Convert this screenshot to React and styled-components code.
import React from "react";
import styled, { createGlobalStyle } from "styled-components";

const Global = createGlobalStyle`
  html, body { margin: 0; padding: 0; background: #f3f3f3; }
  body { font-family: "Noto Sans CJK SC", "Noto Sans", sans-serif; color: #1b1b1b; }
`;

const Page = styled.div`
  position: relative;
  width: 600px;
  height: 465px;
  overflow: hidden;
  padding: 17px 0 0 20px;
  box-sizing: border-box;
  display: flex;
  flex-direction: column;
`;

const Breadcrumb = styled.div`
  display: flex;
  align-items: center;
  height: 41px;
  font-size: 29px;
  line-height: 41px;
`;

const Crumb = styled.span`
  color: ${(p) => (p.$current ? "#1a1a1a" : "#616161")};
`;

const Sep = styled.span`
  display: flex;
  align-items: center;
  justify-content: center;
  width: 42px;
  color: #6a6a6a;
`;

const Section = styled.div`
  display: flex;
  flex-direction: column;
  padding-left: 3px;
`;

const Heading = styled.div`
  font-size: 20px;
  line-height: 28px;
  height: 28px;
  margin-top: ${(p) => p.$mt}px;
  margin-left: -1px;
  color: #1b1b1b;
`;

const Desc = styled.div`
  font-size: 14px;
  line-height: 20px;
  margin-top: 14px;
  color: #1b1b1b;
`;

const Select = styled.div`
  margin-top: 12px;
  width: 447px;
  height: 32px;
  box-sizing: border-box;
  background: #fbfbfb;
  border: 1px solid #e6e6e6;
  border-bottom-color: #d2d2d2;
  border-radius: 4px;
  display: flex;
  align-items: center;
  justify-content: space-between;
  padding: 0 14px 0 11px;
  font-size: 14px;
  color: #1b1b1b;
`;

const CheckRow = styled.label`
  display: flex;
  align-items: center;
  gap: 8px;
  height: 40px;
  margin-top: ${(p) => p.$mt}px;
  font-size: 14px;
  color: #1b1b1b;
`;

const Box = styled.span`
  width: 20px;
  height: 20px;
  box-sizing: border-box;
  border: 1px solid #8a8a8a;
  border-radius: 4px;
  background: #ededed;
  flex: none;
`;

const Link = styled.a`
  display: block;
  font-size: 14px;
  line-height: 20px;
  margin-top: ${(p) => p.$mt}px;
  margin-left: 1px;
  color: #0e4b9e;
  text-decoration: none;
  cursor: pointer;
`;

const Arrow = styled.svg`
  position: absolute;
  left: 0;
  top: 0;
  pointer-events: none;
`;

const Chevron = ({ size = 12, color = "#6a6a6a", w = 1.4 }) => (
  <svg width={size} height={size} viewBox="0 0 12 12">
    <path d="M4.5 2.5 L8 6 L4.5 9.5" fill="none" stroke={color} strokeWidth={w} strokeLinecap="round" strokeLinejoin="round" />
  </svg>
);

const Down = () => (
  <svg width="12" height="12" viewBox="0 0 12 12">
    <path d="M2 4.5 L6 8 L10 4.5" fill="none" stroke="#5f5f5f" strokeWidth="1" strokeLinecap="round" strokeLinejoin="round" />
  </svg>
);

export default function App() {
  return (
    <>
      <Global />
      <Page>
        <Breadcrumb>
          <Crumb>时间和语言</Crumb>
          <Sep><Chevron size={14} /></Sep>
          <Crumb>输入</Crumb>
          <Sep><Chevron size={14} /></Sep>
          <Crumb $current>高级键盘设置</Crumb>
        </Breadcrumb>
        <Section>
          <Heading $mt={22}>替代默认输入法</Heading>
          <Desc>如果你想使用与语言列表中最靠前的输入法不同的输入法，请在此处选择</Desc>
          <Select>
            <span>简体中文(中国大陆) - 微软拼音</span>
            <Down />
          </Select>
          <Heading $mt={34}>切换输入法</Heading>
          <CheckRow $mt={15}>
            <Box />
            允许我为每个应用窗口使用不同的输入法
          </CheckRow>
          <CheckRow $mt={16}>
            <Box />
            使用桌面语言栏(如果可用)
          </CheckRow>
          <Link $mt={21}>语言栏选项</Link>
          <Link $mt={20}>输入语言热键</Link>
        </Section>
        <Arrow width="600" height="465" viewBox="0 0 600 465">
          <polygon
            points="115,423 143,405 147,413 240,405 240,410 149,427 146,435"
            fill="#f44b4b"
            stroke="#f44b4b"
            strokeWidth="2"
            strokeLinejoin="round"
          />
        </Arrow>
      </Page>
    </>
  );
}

______

**Problem requirements**
From the first line to the last, retype the data exactly.

**Written reply**
Convert this screenshot to React and styled-components code.
import React from "react";
import styled, { createGlobalStyle } from "styled-components";

const Global = createGlobalStyle`
  html, body { margin: 0; padding: 0; background: #f3f3f3; }
  body { font-family: "Noto Sans CJK SC", "Noto Sans", sans-serif; color: #1b1b1b; }
`;

const Page = styled.div`
  position: relative;
  width: 600px;
  height: 465px;
  overflow: hidden;
  padding: 17px 0 0 20px;
  box-sizing: border-box;
  display: flex;
  flex-direction: column;
`;

const Breadcrumb = styled.div`
  display: flex;
  align-items: center;
  height: 41px;
  font-size: 29px;
  line-height: 41px;
`;

const Crumb = styled.span`
  color: ${(p) => (p.$current ? "#1a1a1a" : "#616161")};
`;

const Sep = styled.span`
  display: flex;
  align-items: center;
  justify-content: center;
  width: 42px;
  color: #6a6a6a;
`;

const Section = styled.div`
  display: flex;
  flex-direction: column;
  padding-left: 3px;
`;

const Heading = styled.div`
  font-size: 20px;
  line-height: 28px;
  height: 28px;
  margin-top: ${(p) => p.$mt}px;
  margin-left: -1px;
  color: #1b1b1b;
`;

const Desc = styled.div`
  font-size: 14px;
  line-height: 20px;
  margin-top: 14px;
  color: #1b1b1b;
`;

const Select = styled.div`
  margin-top: 12px;
  width: 447px;
  height: 32px;
  box-sizing: border-box;
  background: #fbfbfb;
  border: 1px solid #e6e6e6;
  border-bottom-color: #d2d2d2;
  border-radius: 4px;
  display: flex;
  align-items: center;
  justify-content: space-between;
  padding: 0 14px 0 11px;
  font-size: 14px;
  color: #1b1b1b;
`;

const CheckRow = styled.label`
  display: flex;
  align-items: center;
  gap: 8px;
  height: 40px;
  margin-top: ${(p) => p.$mt}px;
  font-size: 14px;
  color: #1b1b1b;
`;

const Box = styled.span`
  width: 20px;
  height: 20px;
  box-sizing: border-box;
  border: 1px solid #8a8a8a;
  border-radius: 4px;
  background: #ededed;
  flex: none;
`;

const Link = styled.a`
  display: block;
  font-size: 14px;
  line-height: 20px;
  margin-top: ${(p) => p.$mt}px;
  margin-left: 1px;
  color: #0e4b9e;
  text-decoration: none;
  cursor: pointer;
`;

const Arrow = styled.svg`
  position: absolute;
  left: 0;
  top: 0;
  pointer-events: none;
`;

const Chevron = ({ size = 12, color = "#6a6a6a", w = 1.4 }) => (
  <svg width={size} height={size} viewBox="0 0 12 12">
    <path d="M4.5 2.5 L8 6 L4.5 9.5" fill="none" stroke={color} strokeWidth={w} strokeLinecap="round" strokeLinejoin="round" />
  </svg>
);

const Down = () => (
  <svg width="12" height="12" viewBox="0 0 12 12">
    <path d="M2 4.5 L6 8 L10 4.5" fill="none" stroke="#5f5f5f" strokeWidth="1" strokeLinecap="round" strokeLinejoin="round" />
  </svg>
);

export default function App() {
  return (
    <>
      <Global />
      <Page>
        <Breadcrumb>
          <Crumb>时间和语言</Crumb>
          <Sep><Chevron size={14} /></Sep>
          <Crumb>输入</Crumb>
          <Sep><Chevron size={14} /></Sep>
          <Crumb $current>高级键盘设置</Crumb>
        </Breadcrumb>
        <Section>
          <Heading $mt={22}>替代默认输入法</Heading>
          <Desc>如果你想使用与语言列表中最靠前的输入法不同的输入法，请在此处选择</Desc>
          <Select>
            <span>简体中文(中国大陆) - 微软拼音</span>
            <Down />
          </Select>
          <Heading $mt={34}>切换输入法</Heading>
          <CheckRow $mt={15}>
            <Box />
            允许我为每个应用窗口使用不同的输入法
          </CheckRow>
          <CheckRow $mt={16}>
            <Box />
            使用桌面语言栏(如果可用)
          </CheckRow>
          <Link $mt={21}>语言栏选项</Link>
          <Link $mt={20}>输入语言热键</Link>
        </Section>
        <Arrow width="600" height="465" viewBox="0 0 600 465">
          <polygon
            points="115,423 143,405 147,413 240,405 240,410 149,427 146,435"
            fill="#f44b4b"
            stroke="#f44b4b"
            strokeWidth="2"
            strokeLinejoin="round"
          />
        </Arrow>
      </Page>
    </>
  );
}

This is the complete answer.